Les autorités bangladaises doivent empêcher l’exécution imminente d’un dirigeant politique condamné à mort à l’issue d’un procès entaché de graves irrégularités, a déclaré Amnesty International mardi 30 août.
« Le peuple du Bangladesh mérite d’obtenir justice pour les crimes commis durant la guerre d’indépendance. Le recours persistant à la peine capitale ne permettra pas d’y parvenir. Il ne sert qu’à attiser les tensions nationales et à diviser encore davantage une société ravagée par la violence », a déclaré Champa Patel, directrice pour l’Asie du Sud à Amnesty International.
Mardi 30 août, la Cour suprême du Bangladesh a confirmé la déclaration de culpabilité et la condamnation de Mir Quasem Ali, important bailleur de fond du parti Jamaat-e-Islami, après avoir rejeté son recours. Cela fait suite à un jugement prononcé en novembre 2014 par le Tribunal pour les crimes de droit international – un tribunal bangladais examinant les crimes de guerre commis durant la guerre d’indépendance de 1971 -, estimant Mir Quasem Ali coupable d’avoir commis des crimes contre l’humanité.
La semaine dernière, un groupe d’experts des Nations unies a exhorté le gouvernement bangladais à annuler la condamnation à mort prononcée contre Mir Quasem Ali et à lui accorder un nouveau procès, en soulignant que la procédure avait semble-t-il été marquée par des irrégularités.
Amnesty International et d’autres organisations de défense des droits humains ont exprimé de sérieux doutes quant à l’équité des procédures se déroulant devant le Tribunal pour les crimes de droit international. Elles déplorent notamment que les avocats de la défense ne se voient pas accorder suffisamment de temps pour préparer les affaires, et que le nombre de témoins auxquels ils peuvent faire appel soit limité de manière arbitraire.
Les personnes qui ont été affectées par les événements de 1971 méritent mieux qu’un processus entaché d’irrégularités.
Champa Patel, directrice pour l’Asie du Sud à Amnesty International
« Depuis le début, les procès jugés par le Tribunal pour les crimes de droit international ont été caractérisés par des atteintes à l’équité en la matière. La peine de mort est un châtiment cruel et irréversible qui ne fera qu’aggraver l’injustice des procédures. Les personnes qui ont été affectées par les événements de 1971 méritent mieux qu’un processus entaché d’irrégularités. Il faut immédiatement renoncer à l’ensemble des exécutions, à titre de première étape vers l’abolition de ce châtiment », a déclaré Champa Patel.
L’organisation craint par ailleurs pour Mir Ahmed Bin Quasem, fils de Mir Quasem Ali et membre de son équipe d’avocats. Le 9 août, Mir Ahmed Bin Quasem a été arrêté par des hommes en civil qui n’ont pas présenté de mandat. Il se trouve en détention au secret depuis lors, et n’a été inculpé d’aucune infraction.

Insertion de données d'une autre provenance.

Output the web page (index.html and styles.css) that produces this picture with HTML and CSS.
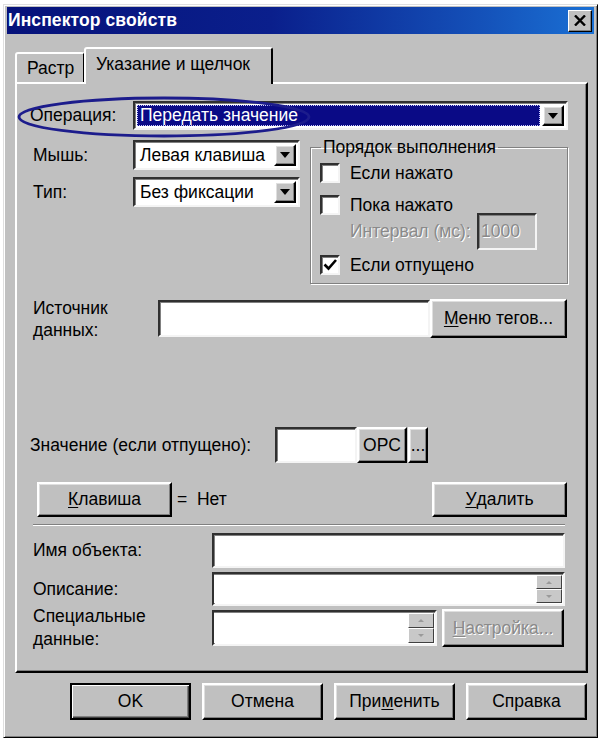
FILE: index.html
```html
<!DOCTYPE html>
<html lang="ru">
<head>
<meta charset="utf-8">
<title>Инспектор свойств</title>
<link rel="stylesheet" href="styles.css">
</head>
<body>
<div class="window">
  <div class="titlebar">
    <span class="title">Инспектор свойств</span>
    <span class="close"><svg width="12" height="11" viewBox="0 0 12 11"><path d="M1 0.5 L11 10.5 M11 0.5 L1 10.5" stroke="#000" stroke-width="2.4"/></svg></span>
  </div>
  <div class="tabs">
    <div class="tab">Растр</div>
    <div class="tab active">Указание и щелчок</div>
  </div>
  <div class="panel">
    <svg class="ellipse" width="294" height="44" viewBox="0 0 294 44"><ellipse cx="147" cy="22" rx="145" ry="19" fill="none" stroke="#1c1c8c" stroke-width="2.8"/></svg>
    <div class="row row-op">
      <span class="lbl lbl-op">Операция:</span>
      <div class="field combo combo-op">
        <span class="sel">Передать значение</span>
        <span class="btn dd"><span class="arrow"></span></span>
      </div>
    </div>
    <div class="mid">
      <div class="leftcol">
        <div class="row row-combo">
          <span class="lbl lbl-mid">Мышь:</span>
          <div class="field combo combo-sm">
            <span class="val">Левая клавиша</span>
            <span class="btn dd"><span class="arrow"></span></span>
          </div>
        </div>
        <div class="row row-combo row-type">
          <span class="lbl lbl-mid">Тип:</span>
          <div class="field combo combo-sm">
            <span class="val">Без фиксации</span>
            <span class="btn dd"><span class="arrow"></span></span>
          </div>
        </div>
      </div>
      <fieldset class="group">
        <legend>Порядок выполнения</legend>
        <div class="chk-row"><span class="chk"></span><span>Если нажато</span></div>
        <div class="chk-row chk-second"><span class="chk"></span><span>Пока нажато</span></div>
        <div class="interval"><span class="disabled ilbl">Интервал (мс):</span><span class="field ifield">1000</span></div>
        <div class="chk-row chk-third"><span class="chk"><svg width="16" height="16" viewBox="0 0 16 16"><path d="M2.5 7.5 L6.5 11.5 L14 3" fill="none" stroke="#000" stroke-width="2.6"/></svg></span><span>Если отпущено</span></div>
      </fieldset>
    </div>
    <div class="row row-src">
      <span class="lbl lbl-src">Источник<br>данных:</span>
      <span class="field input-src"></span>
      <span class="btn pbtn btn-tags"><u>М</u>еню тегов...</span>
    </div>
    <div class="row row-val">
      <span class="lbl lbl-val">Значение (если отпущено):</span>
      <span class="field input-val"></span>
      <span class="btn pbtn btn-opc">OPC</span>
      <span class="btn pbtn btn-dots">...</span>
    </div>
    <div class="row row-keys">
      <span class="btn pbtn btn-key"><u>К</u>лавиша</span>
      <span class="eq">= &nbsp;Нет</span>
      <span class="btn pbtn btn-del"><u>У</u>далить</span>
    </div>
    <div class="sep"></div>
    <div class="row row-name">
      <span class="lbl lbl-low">Имя объекта:</span>
      <span class="field input-name"></span>
    </div>
    <div class="row row-desc">
      <span class="lbl lbl-low">Описание:</span>
      <div class="field input-desc">
        <div class="fill"></div>
        <div class="spin"><div class="sbtn"><span class="sup"></span></div><div class="sbtn"><span class="sdown"></span></div></div>
      </div>
    </div>
    <div class="row row-spec">
      <span class="lbl lbl-low lbl-two">Специальные<br>данные:</span>
      <div class="field input-spec">
        <div class="fill"></div>
        <div class="spin"><div class="sbtn"><span class="sup"></span></div><div class="sbtn"><span class="sdown"></span></div></div>
      </div>
      <span class="btn pbtn btn-setup disabled"><u>Н</u>астройка...</span>
    </div>
  </div>
  <div class="buttons">
    <span class="btn pbtn dbtn default">OK</span>
    <span class="btn pbtn dbtn">Отмена</span>
    <span class="btn pbtn dbtn">При<u>м</u>енить</span>
    <span class="btn pbtn dbtn">Справка</span>
  </div>
</div>
</body>
</html>
```

FILE: styles.css
```css
* { box-sizing: border-box; }
body {
  margin: 0;
  background: #fff;
  font-family: "Liberation Sans", Arial, sans-serif;
  font-size: 17.5px;
  color: #000;
}
u { text-decoration: underline; text-underline-offset: 2px; }

.window {
  margin: 4px 0 0 3px;
  width: 595px;
  height: 734px;
  background: #c0c0c0;
  padding: 2px 3px 3px 3px;
  border: 1px solid;
  border-color: #dfdfdf #000 #000 #dfdfdf;
  box-shadow: inset 1px 1px #fff, inset -1px -1px #808080;
}

.titlebar {
  height: 27px;
  display: flex;
  align-items: center;
  justify-content: space-between;
  padding: 0 2px 0 1px;
  background: linear-gradient(to right, #06127a 0%, #0a1f8c 45%, #1450b8 80%, #1a70d4 100%);
}
.title {
  color: #fff;
  font-weight: bold;
  font-size: 17.5px;
  letter-spacing: 0.1px;
}
.close {
  width: 24px;
  height: 22px;
  background: #c0c0c0;
  display: flex;
  align-items: center;
  justify-content: center;
  border: 1px solid;
  border-color: #fff #000 #000 #fff;
  box-shadow: inset -1px -1px #808080;
}

.tabs {
  margin: 13px 0 0 8px;
  height: 35px;
  display: flex;
  align-items: flex-end;
}
.tab {
  height: 30px;
  width: 70px;
  padding-left: 10px;
  display: flex;
  align-items: center;
  border: 2px solid;
  border-bottom: none;
  border-color: #fff #000 transparent #fff;
  border-radius: 3px 3px 0 0;
  background: #c0c0c0;
}
.tab.active {
  position: relative;
  z-index: 1;
  height: 37px;
  width: 189px;
  margin-left: -1px;
  margin-bottom: -2px;
  padding: 0 0 5px 10px;
}

.panel {
  position: relative;
  margin-left: 8px;
  width: 573px;
  height: 591px;
  border: 2px solid;
  border-color: #fff #000 #000 #fff;
  box-shadow: inset -1px -1px #808080;
}
.ellipse {
  position: absolute;
  left: 0;
  top: 11px;
  z-index: 2;
  pointer-events: none;
}

.row { display: flex; align-items: center; }
.lbl { flex: none; }

.field {
  background: #fff;
  border: 2px solid;
  border-color: #303030 #f4f4f4 #f4f4f4 #303030;
  box-shadow: inset 1px 1px #808080;
}
.btn {
  background: #c0c0c0;
  border: 2px solid;
  border-color: #fff #000 #000 #fff;
  box-shadow: inset -1px -1px #808080, inset 1px 1px #dfdfdf;
}
.pbtn {
  display: flex;
  align-items: center;
  justify-content: center;
}
.combo {
  display: flex;
  align-items: center;
  padding: 2px;
}
.combo .val { flex: 1; padding-left: 3px; }
.dd {
  flex: none;
  width: 22px;
  height: 100%;
  display: flex;
  align-items: center;
  justify-content: center;
}
.arrow {
  width: 0;
  height: 0;
  border-left: 5px solid transparent;
  border-right: 5px solid transparent;
  border-top: 6px solid #000;
}

.row-op { margin-top: 17px; height: 29px; }
.lbl-op { width: 116px; padding-left: 13px; }
.combo-op { width: 435px; height: 29px; }
.sel {
  flex: 1;
  height: 100%;
  margin-right: 2px;
  background: #0a0a86;
  color: #fff;
  padding-left: 3px;
  display: flex;
  align-items: center;
  outline: 1px dotted #c8c8ff;
  outline-offset: -1px;
}

.mid { margin-top: 7px; height: 147px; display: flex; }
.leftcol { width: 283px; padding-top: 3px; }
.row-combo { height: 30px; }
.row-type { margin-top: 7px; }
.lbl-mid { width: 116px; padding-left: 16px; }
.combo-sm { width: 167px; height: 30px; }

.group {
  margin: 0 0 0 10px;
  width: 258px;
  height: 147px;
  padding: 6px 0 0 9px;
  border: 1px solid #808080;
  box-shadow: inset 1px 1px #fff, 1px 1px #fff;
}
.group legend {
  padding: 0 2px;
  margin-left: 1px;
  line-height: 20px;
}
.chk-row { display: flex; align-items: center; height: 20px; }
.chk-second { margin-top: 12px; }
.chk-third { margin-top: 5px; }
.chk {
  width: 20px;
  height: 20px;
  margin-right: 10px;
  background: #fff;
  border: 2px solid;
  border-color: #303030 #f4f4f4 #f4f4f4 #303030;
  box-shadow: inset 1px 1px #808080;
  display: flex;
  align-items: center;
  justify-content: center;
}
.interval {
  margin-top: -2px;
  height: 37px;
  display: flex;
  align-items: center;
  padding-left: 30px;
}
.disabled {
  color: #8a8a8a;
  text-shadow: 1px 1px #fff;
}
.ilbl { width: 127px; }
.ifield {
  width: 60px;
  height: 37px;
  background: #c0c0c0;
  color: #8a8a8a;
  text-shadow: 1px 1px #fff;
  display: flex;
  align-items: center;
  padding-left: 2px;
}

.row-src { margin-top: 16px; height: 37px; }
.lbl-src { width: 141px; padding-left: 16px; line-height: 22px; }
.input-src { width: 272px; height: 37px; }
.btn-tags { width: 137px; height: 39px; }

.row-val { margin-top: 90px; height: 36px; }
.lbl-val { width: 258px; padding-left: 13px; }
.input-val { width: 82px; height: 36px; }
.btn-opc { width: 50px; height: 36px; }
.btn-dots { width: 20px; height: 36px; margin-left: 1px; }

.row-keys { margin-top: 19px; height: 35px; }
.btn-key { width: 135px; height: 35px; margin-left: 20px; }
.eq { margin-left: 5px; }
.btn-del { width: 135px; height: 35px; margin-left: auto; margin-right: 19px; }

.sep {
  margin: 7px 21px 0 16px;
  height: 2px;
  border-top: 1px solid #808080;
  border-bottom: 1px solid #fff;
}

.row-name { margin-top: 7px; height: 35px; }
.lbl-low { width: 195px; padding-left: 16px; }
.lbl-two { line-height: 23px; }
.input-name { width: 353px; height: 35px; }

.row-desc { margin-top: 4px; height: 34px; }
.input-desc {
  width: 353px;
  height: 34px;
  display: flex;
  padding: 1px 1px 1px 0;
}
.row-spec { margin-top: 3px; height: 38px; }
.input-spec {
  width: 225px;
  height: 36px;
  display: flex;
  padding: 1px 1px 1px 0;
}
.fill { flex: 1; background: #fff; }
.spin { flex: none; width: 26px; display: flex; flex-direction: column; }
.sbtn {
  flex: 1;
  background: #c8c8c8;
  border: 1px solid;
  border-color: #fff #404040 #404040 #fff;
  display: flex;
  align-items: center;
  justify-content: center;
}
.sup, .sdown {
  width: 0;
  height: 0;
  border-left: 3px solid transparent;
  border-right: 3px solid transparent;
}
.sup { border-bottom: 3px solid #9a9a9a; }
.sdown { border-top: 3px solid #9a9a9a; }
.btn-setup { width: 122px; height: 38px; margin-left: 5px; }

.buttons {
  margin-top: 10px;
  padding-left: 63px;
  display: flex;
  gap: 11px;
}
.dbtn { width: 121px; height: 37px; }
.default {
  border: 2px solid #000;
  box-shadow: inset 1px 1px #fff, inset -1px -1px #404040, inset -2px -2px #808080;
}
```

« À l’heure où l’on commémore la Journée internationale des personnes disparues, les autorités bangladaises doivent diligenter dans les meilleurs délais une enquête approfondie et efficace sur la disparition forcée de Mir Ahmed Bin Quasem », a déclaré Champa Patel.
Complément d’information
Le Tribunal pour les crimes de droit international a été instauré en 2010 par le gouvernement bangladais pour enquêter sur les violations des droits humains de grande ampleur commises durant la guerre d’indépendance de 1971 dans le pays. Amnesty International a salué la décision de traduire les responsables présumés en justice, mais a insisté sur le fait que les accusés devaient bénéficier de procès équitables, sans encourir la peine de mort. De précédentes affaires jugées par cette juridiction ont été entachées de graves irrégularités et de violations du droit à un procès équitable.
Cinq personnes condamnées à mort par ce tribunal ont été exécutées depuis 2013. En 2016, Amnesty International a enregistré un total de huit exécutions au Bangladesh, notamment la pendaison le 10 mai de Motiur Rahman Nizami, qui avait été condamné à mort par le Tribunal pour les crimes de droit international.
Amnesty International s’oppose en toutes circonstances et sans aucune exception à la peine de mort, quelles que soient la nature et les circonstances du crime commis, la culpabilité ou l’innocence ou toute autre situation du condamné, ou la méthode utilisée pour procéder à l’exécution. L’organisation milite en faveur de l’abolition totale de ce châtiment.